Re: to the 16-bit floating point format. Why not examine all of the weights and use the minimum number of exponent bits to cover the range needed? Then the rest can simply be significand? Finally, store the number of exponent bits in a nibble in the header.

gcp · 2018-08-21T12:52:29Z

Why not examine all of the weights and use the minimum number of exponent bits to cover the range needed? Then the rest can simply be significand?

Sounds like a good approach, though you will want to make sure the significand has at least, say, 7 bits of precision or so?

If you can't combine that with the exponent, you may have to round-to-zero for small values and clamp big ones.

odeint · 2018-08-21T15:58:40Z

Decide on a robust, extensible binary format

How about using HDF5 as a container format instead of rolling our own standard? It will be slightly less efficient than pure arrays just serialised and dumped (+ some minimal metadata), but there is a lot of infrastucture around HDF5 already, and it is very extensible.

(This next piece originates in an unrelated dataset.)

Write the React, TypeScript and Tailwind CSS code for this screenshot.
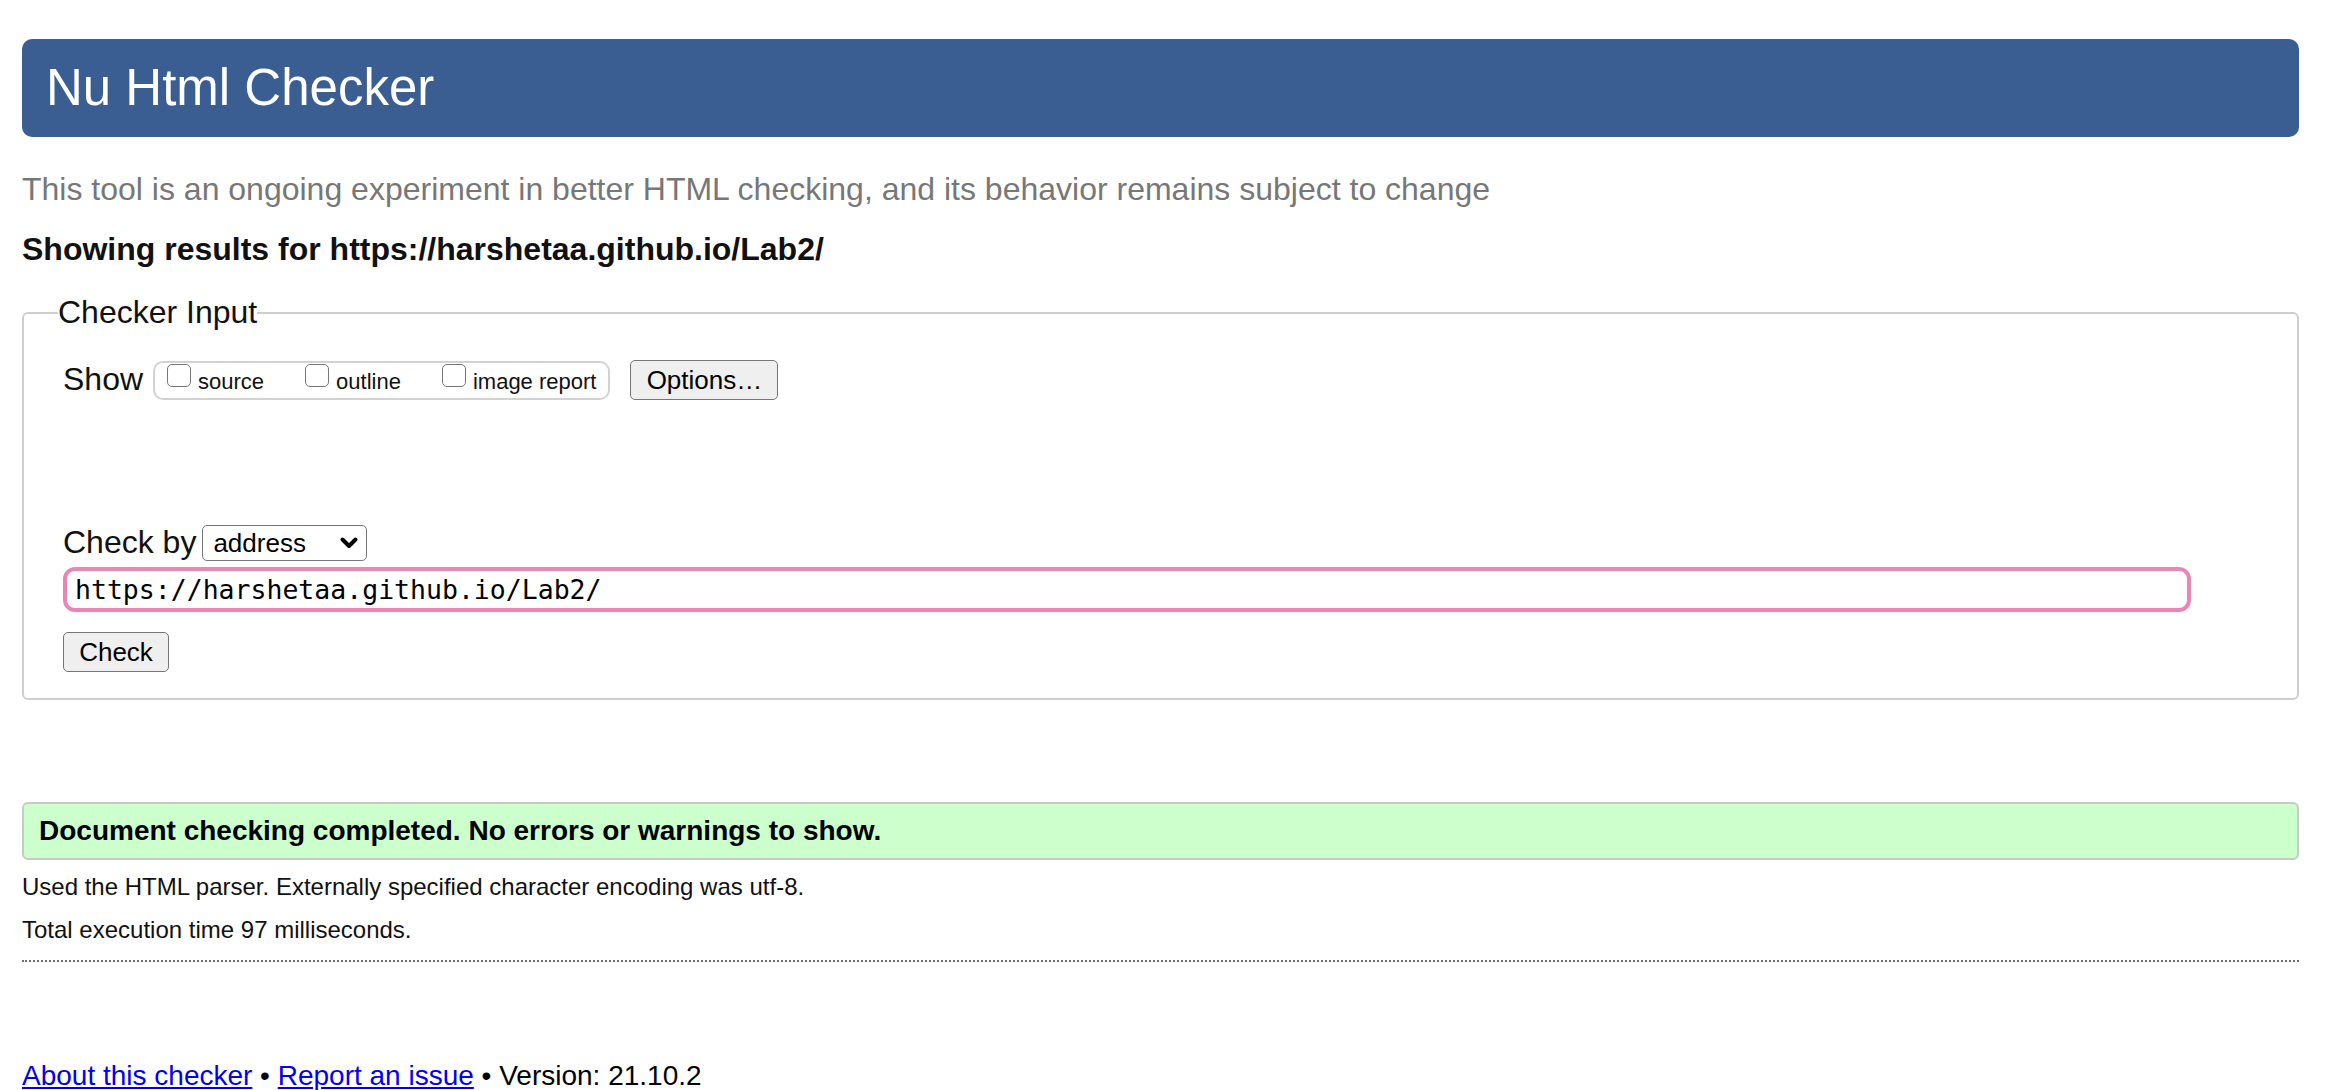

gcp · 2018-08-21T16:37:19Z

How about using HDF5

No, the HDF5 libs are not a reasonable dependency to add to Leela, for offering almost nothing of value. Leela Chess uses protobuff in some places, but I'm not too fond of that either, for similar reasons.

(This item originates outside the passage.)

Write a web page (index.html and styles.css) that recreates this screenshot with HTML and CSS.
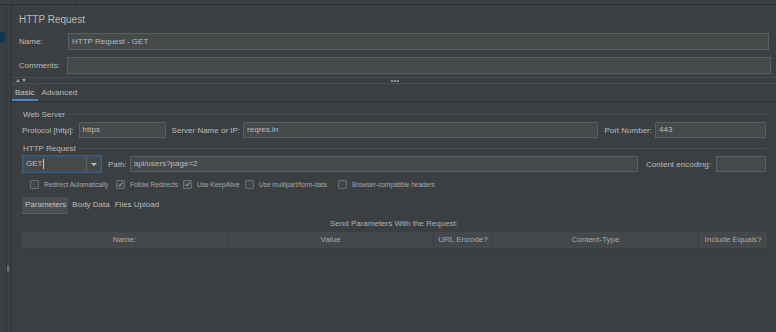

Note that HDF5 nor Protobuffs would not have helped with any of the points mentioned. (Aside from "extensible" where I'm not even sure what it means in this context. You're not going to extend anything if the processing code in the engine doesn't support it in the first place)

OmnipotentEntity · 2018-08-21T17:44:06Z

I have previously created a JSON-based binary format that I used in a game I previously published. This might be overkill, but it is an option.

By extensible, I meant that the file format can be extended to handle other situations (without having to change the file parsing code significantly, and without harming backwards compatibility), such as the ELF weight stuff the project has had to adapt to in the past.

jokkebk · 2018-08-21T21:11:38Z

Files are so large that one could conceivably put in the decoding code first, then just read that in, eval it and use the function to "decompress" the data format. "What could possibly go wrong" 😄

If we'd use a separate "compress/decompress" scripts after downloading to produce a current format weight file (slightly slow, but would introduce no changes to rest of the pipeline), we could even arrange a competition out of it: Who'll make the smallest network files with reasonable packing/unpacking speed.

(just to clarify: latter is an actual idea, first paragraph is just attempt at humor)

gcp · 2018-08-22T14:43:25Z

I considered that (just wrapping the existing format with encoder/decoder scripts) because it's much more manageable than updating all the code that deals with networks.

But you can't solve the missing batchnorm layer that way, unfortunately.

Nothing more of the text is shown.